The Indian government should incentivise and promote different technologies which have lower carbon emissions via different tax slabs, says Rakesh Srivastava, managing director, Nissan Motor India Private Limited. Speaking on the sidelines of the Japanese carmaker’s unveil of three global products—which are chosen by Nissan to evaluate feasibility in India—Srivastava says that multiple technologies, including strong hybrids, will play a role in decreasing carbon emissions in India, and the government should recognise and promote these technologies with incentives.

Currently, only battery electric vehicles (BEVs) in India enjoy lower tax slabs (5%) by the government to promote BEV adoption in India, and subsidies from FAME. State governments additionally have their policies, through which they grant additional subsidies. Recently, the government of Uttar Pradesh has introduced an EV policy that grants exemption to consumers from paying road tax and registration fee for five years on EVs manufactured in the state from the implementation of the policy. Also, there will be a 100% rebate in road tax and registration fee for three years from implementation. Furthermore, the government will also give a subsidy of 15% (which cannot amount to more than ₹1 lakh) of the factory cost of the vehicle.

Hybrid vehicles, on the other hand, do not enjoy the same tax benefits as electric vehicles do. In fact, the government taxes hybrid vehicles at par with vehicles which have an internal combustion engine (ICE). Mild hybrids are levied a 29% tax, whereas strong hybrids are levied a 43% tax. Developed economies like Europe, for instance, have tax slabs based on CO2 emissions of a car. However, Joni Paiva, divisional vice president for Africa, Middle East, India and Oceania, Nissan Motor, feels that despite the challenges presented by the Indian car market, car buyers may not be deterred by a higher tax slab if the proposition is compelling enough.

On being asked why the company is not looking at BEVs in India, Paiva says that there are three figurative “stars” that need to be aligned for BEVs to thrive. According to him, they include lower costs; higher acceptance rate among consumers, and political will—which includes supporting infrastructure, incentives, and subsidies, and in India, costs and infrastructure are yet to be favourable. This sentiment was echoed by Srivastava, who believes that the time will be ripe to bring BEVs—Nissan's Leaf, for instance—in India when it will be backed by the presence of supporting infrastructure, including charging stations.

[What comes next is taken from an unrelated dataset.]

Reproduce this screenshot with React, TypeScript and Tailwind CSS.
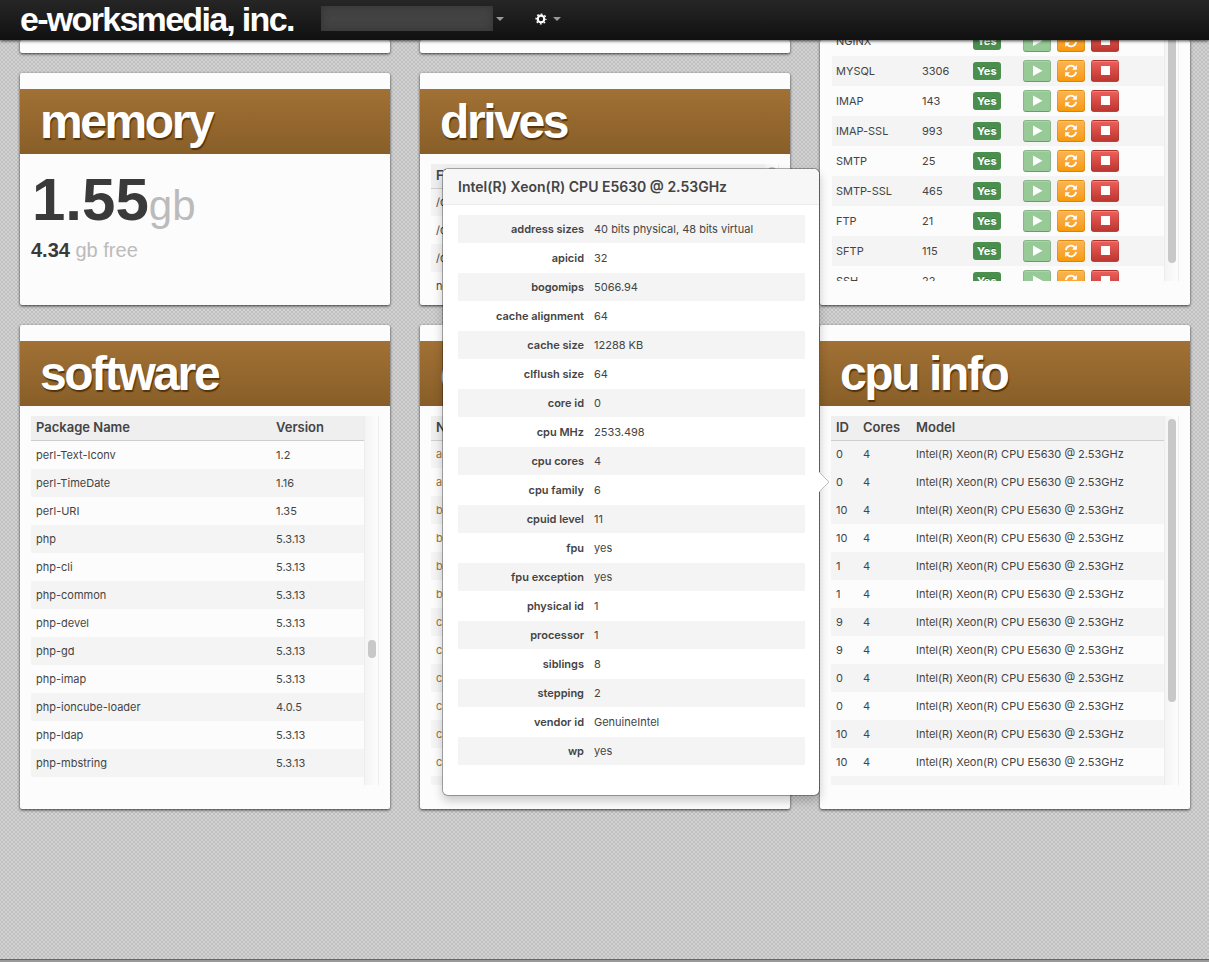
import React from "react";

type Row = string[];

const services: Row[] = [
  ["NGINX", ""],
  ["MYSQL", "3306"],
  ["IMAP", "143"],
  ["IMAP-SSL", "993"],
  ["SMTP", "25"],
  ["SMTP-SSL", "465"],
  ["FTP", "21"],
  ["SFTP", "115"],
  ["SSH", "22"],
];

const packages: Row[] = [
  ["perl-Text-Iconv", "1.2"],
  ["perl-TimeDate", "1.16"],
  ["perl-URI", "1.35"],
  ["php", "5.3.13"],
  ["php-cli", "5.3.13"],
  ["php-common", "5.3.13"],
  ["php-devel", "5.3.13"],
  ["php-gd", "5.3.13"],
  ["php-imap", "5.3.13"],
  ["php-ioncube-loader", "4.0.5"],
  ["php-ldap", "5.3.13"],
  ["php-mbstring", "5.3.13"],
];

const model = "Intel(R) Xeon(R) CPU E5630 @ 2.53GHz";
const cpuIds = ["0", "0", "10", "10", "1", "1", "9", "9", "0", "0", "10", "10"];

const details: Row[] = [
  ["address sizes", "40 bits physical, 48 bits virtual"],
  ["apicid", "32"],
  ["bogomips", "5066.94"],
  ["cache alignment", "64"],
  ["cache size", "12288 KB"],
  ["clflush size", "64"],
  ["core id", "0"],
  ["cpu MHz", "2533.498"],
  ["cpu cores", "4"],
  ["cpu family", "6"],
  ["cpuid level", "11"],
  ["fpu", "yes"],
  ["fpu exception", "yes"],
  ["physical id", "1"],
  ["processor", "1"],
  ["siblings", "8"],
  ["stepping", "2"],
  ["vendor id", "GenuineIntel"],
  ["wp", "yes"],
];

const domains = ["a", "a", "b", "b", "b", "b", "c", "c", "c", "c", "c", "c"];

const cardBox = "bg-[#fcfcfc] rounded-[2px] shadow-[0_1px_3px_rgba(0,0,0,0.75)]";

function Card({ title, children, className = "" }: { title: string; children: React.ReactNode; className?: string }) {
  return (
    <section className={`${cardBox} relative flex flex-col pt-4 ${className}`}>
      <h2 className="h-[65px] shrink-0 bg-linear-to-b from-[#a17135] to-[#885e28] pl-5 font-['Liberation_Sans',sans-serif] text-[48px] leading-[66px] font-bold tracking-tighter text-white [text-shadow:1px_2px_1px_rgba(70,40,0,0.8)]">
        {title}
      </h2>
      {children}
    </section>
  );
}

function Scroller({ children, thumb, className = "" }: { children: React.ReactNode; thumb: string; className?: string }) {
  return (
    <div className={`flex overflow-hidden px-[11px] ${className}`}>
      <div className="min-w-0 flex-1">{children}</div>
      <div className="w-[15px] shrink-0 self-stretch border-x border-[#ececec] bg-linear-to-r from-[#f4f4f4] to-[#fdfdfd] px-[3px]">
        <div className={`w-2 rounded-full bg-[#c8c8c8] ${thumb}`} />
      </div>
    </div>
  );
}

const headRow = "h-6 border-b border-[#cfcfcf] bg-[#efefef] text-left text-[13px] leading-[23px]";
const th = "pl-[5px] font-semibold";
const td = "py-0 pl-[5px] whitespace-nowrap";

function Play() {
  return (
    <svg viewBox="0 0 14 14" className="size-[14px]" fill="#fff"><path d="M3 1.5v10.5l9.5-5.2z" /></svg>
  );
}

function Refresh() {
  return (
    <svg viewBox="0 0 14 14" className="size-[14px]" fill="none" stroke="#fff" strokeWidth="1.8">
      <path d="M1.9 6.2A5.1 5.1 0 0 1 10.9 3.6" />
      <path d="M12.1 7.8A5.1 5.1 0 0 1 3.1 10.4" />
      <path d="M12.8 1v4.8H8z" fill="#fff" stroke="none" />
      <path d="M1.2 13V8.2H6z" fill="#fff" stroke="none" />
    </svg>
  );
}

function Stop() {
  return (
    <svg viewBox="0 0 14 14" className="size-[14px]" fill="#fff"><path d="M3 2h9v9H3z" /></svg>
  );
}

const btn = "flex h-[22px] w-7 items-center justify-center rounded-[3px] border border-black/10 border-b-black/25 shadow-[inset_0_1px_0_rgba(255,255,255,0.2)]";

export default function App() {
  return (
    <div className="flex min-h-screen flex-col bg-[#d2d2d2] bg-[radial-gradient(#c0c0c0_28%,transparent_30%),radial-gradient(#c0c0c0_28%,transparent_30%)] bg-size-[4px_4px] bg-position-[0_0,2px_2px] font-['Inter',sans-serif] text-[11px] text-[#444]">
      <header className="relative z-30 flex h-10 items-center bg-linear-to-b from-[#262626] to-[#111] pb-[3px] pl-5 shadow-[0_1px_3px_rgba(0,0,0,0.7)]">
        <a href="#" className="w-[301px] font-['Liberation_Sans',sans-serif] text-[34px] leading-9 font-bold tracking-tighter whitespace-nowrap text-white">
          e-worksmedia, inc.
        </a>
        <button aria-label="Server" className="flex items-center gap-[3px]">
          <span className="h-[25px] w-[172px] bg-[#434343] shadow-[inset_0_0_8px_#333]" />
          <span className="border-x-4 border-t-4 border-x-transparent border-t-[#999]" />
        </button>
        <button aria-label="Settings" className="ml-[30px] flex items-center gap-[5px]">
          <svg viewBox="0 0 14 14" className="size-[14px]" fill="none" stroke="#fff">
            <circle cx="7" cy="7" r="3.3" strokeWidth="2.2" />
            <circle cx="7" cy="7" r="4.9" strokeWidth="1.4" strokeDasharray="1.8 2.05" strokeDashoffset="0.9" />
          </svg>
          <span className="border-x-4 border-t-4 border-x-transparent border-t-[#999]" />
        </button>
      </header>

      <main className="grid grid-cols-3 gap-x-[30px] gap-y-5 pr-[19px] pl-5">
        <div className={`${cardBox} h-[13px]`} />
        <div className={`${cardBox} h-[13px]`} />

        <section className={`${cardBox} row-span-2 pb-6`}>
          <Scroller className="h-[241px]" thumb="h-[223px] rounded-t-none">
            <table className="-mt-3.5 ml-px w-[calc(100%-1px)] table-fixed border-collapse">
              <tbody>
                {services.map(([name, port], i) => (
                  <tr key={name} className={`h-[30px] ${i % 2 ? "bg-[#f4f4f4]" : ""}`}>
                    <td className="w-[85px] py-0 pl-1 whitespace-nowrap">{name}</td>
                    <td className={`${td} w-[51px]`}>{port}</td>
                    <td className={`${td} w-[50px]`}>
                      <span className="inline-block h-[18px] rounded-[3px] bg-[#4b8f4e] px-1 leading-[18px] font-bold text-white [text-shadow:0_-1px_0_rgba(0,0,0,0.25)]">Yes</span>
                    </td>
                    <td className={td}>
                      <div className="flex gap-1.5">
                        <button aria-label={`Start ${name}`} className={`${btn} bg-[#97ca97]`}><Play /></button>
                        <button aria-label={`Restart ${name}`} className={`${btn} bg-linear-to-b from-[#fbb450] to-[#f89a06]`}><Refresh /></button>
                        <button aria-label={`Stop ${name}`} className={`${btn} bg-linear-to-b from-[#ee5f5b] to-[#bd362f]`}><Stop /></button>
                      </div>
                    </td>
                  </tr>
                ))}
              </tbody>
            </table>
          </Scroller>
        </section>

        <Card title="memory" className="h-[232px]">
          <div className="px-[11px] pt-4 font-['Liberation_Sans',sans-serif] text-[#bbb]">
            <p className="pl-px text-[42px] leading-[60px]">
              <strong className="text-[60px] text-[#3a3a3a]">1.55</strong>gb
            </p>
            <p className="text-[20px] leading-7">
              <strong className="text-[#3a3a3a]">4.34</strong> gb free
            </p>
          </div>
        </Card>

        <Card title="drives" className="h-[232px]">
          <Scroller className="mt-[10px] h-[136px]" thumb="mt-[3px] h-20">
            <table className="w-full border-collapse">
              <thead><tr className={headRow}><th className={th}>Filesystem</th></tr></thead>
              <tbody>
                {["/dev", "/dev", "/dev", "none"].map((d, i) => (
                  <tr key={i} className={`h-7 ${i % 2 ? "" : "bg-[#f4f4f4]"}`}><td className={td}>{d}</td></tr>
                ))}
              </tbody>
            </table>
          </Scroller>
        </Card>

        <Card title="software" className="h-[484px]">
          <Scroller className="mt-[10px] h-[369px]" thumb="mt-56 h-[18px]">
            <table className="w-full table-fixed border-collapse">
              <thead>
                <tr className={headRow}>
                  <th className={`${th} w-60`}>Package Name</th>
                  <th className={th}>Version</th>
                </tr>
              </thead>
              <tbody>
                {packages.map(([name, version], i) => (
                  <tr key={name} className={`${i ? "h-7" : "h-[29px]"} ${i % 2 ? "bg-[#f4f4f4]" : ""}`}>
                    <td className={td}>{name}</td>
                    <td className={td}>{version}</td>
                  </tr>
                ))}
              </tbody>
            </table>
          </Scroller>
        </Card>

        <Card title="domains" className="h-[484px]">
          <Scroller className="mt-[10px] h-[369px]" thumb="mt-[3px] h-20">
            <table className="w-full border-collapse">
              <thead><tr className={headRow}><th className={th}>Name</th></tr></thead>
              <tbody>
                {[...domains, ""].map((d, i) => (
                  <tr key={i} className={`h-7 ${i % 2 ? "" : "bg-[#f4f4f4]"}`}>
                    <td className={td}><a href="#" className="text-[#a17135]">{d}</a></td>
                  </tr>
                ))}
              </tbody>
            </table>
          </Scroller>
        </Card>

        <Card title="cpu info" className="h-[484px]">
          <Scroller className="mt-[10px] h-[369px]" thumb="mt-[3px] h-[283px]">
            <table className="w-full table-fixed border-collapse">
              <thead>
                <tr className={headRow}>
                  <th className={`${th} w-[27px]`}>ID</th>
                  <th className={`${th} w-[53px]`}>Cores</th>
                  <th className={th}>Model</th>
                </tr>
              </thead>
              <tbody>
                {[...cpuIds, ""].map((id, i) => (
                  <tr key={i} className={`h-7 ${i % 2 && i !== 1 ? "" : "bg-[#f4f4f4]"}`}>
                    <td className={td}>{id}</td>
                    <td className={td}>{id && "4"}</td>
                    <td className={td}>{id && model}</td>
                  </tr>
                ))}
              </tbody>
            </table>
          </Scroller>

          <div role="tooltip" className="absolute -top-[157px] right-full z-20 w-[378px] rounded-md border border-black/30 bg-white bg-clip-padding pb-[29px] shadow-[0_5px_10px_rgba(0,0,0,0.2)]">
            <h3 className="h-9 rounded-t-md border-b border-[#ebebeb] bg-[#f7f7f7] px-[15px] text-sm leading-[35px] font-semibold">{model}</h3>
            <div className="pt-[9px] pr-[14px] pl-[15px]">
              <table className="w-full table-fixed border-separate border-spacing-x-0 border-spacing-y-px">
                <tbody>
                  {details.map(([key, value], i) => (
                    <tr key={key} className={`h-7 ${i % 2 ? "" : "bg-[#f4f4f4]"}`}>
                      <th scope="row" className="w-[126px] p-0 text-right font-semibold">{key}</th>
                      <td className="py-0 pl-[10px]">{value}</td>
                    </tr>
                  ))}
                </tbody>
              </table>
            </div>
            <svg viewBox="0 0 12 22" className="absolute top-[302px] left-full h-[22px] w-3" fill="#fff">
              <path d="M0 1L10 11L0 21" stroke="#bbb" />
              <path d="M0 2L9 11L0 20z" />
            </svg>
          </div>
        </Card>
      </main>
      <footer className="mt-auto h-[3px] border-t border-[#666] bg-[#999]" />
    </div>
  );
}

Srivastava adds that the company will leverage its global portfolio—which primarily consists of SUVs—to increase its market share in India. “We have pioneered SUVs, so why not,” he adds. Nissan India has unveiled three SUVs which are currently being evaluated for feasibility in India, presumably to reinvigorate its commitment to the Indian passenger vehicle market. Frank Torres, President, Nissan Motor India, says that the X-Trail will be the first to ply on Indian roads. Although Nissan India has eschewed giving a timeline of the X-Trail launch, it is understood that the launch of the X-Trail will happen sometime in the first quarter of next year. “The Indian market has boundless potential, and it is critical that we introduce the best vehicle line-up to align with what modern Indian consumers want and need. We plan to strengthen our focus and leverage our expertise on high-quality SUVs,” he explains. Nissan India’s market share at the end of FY’22 stood at 1.24%.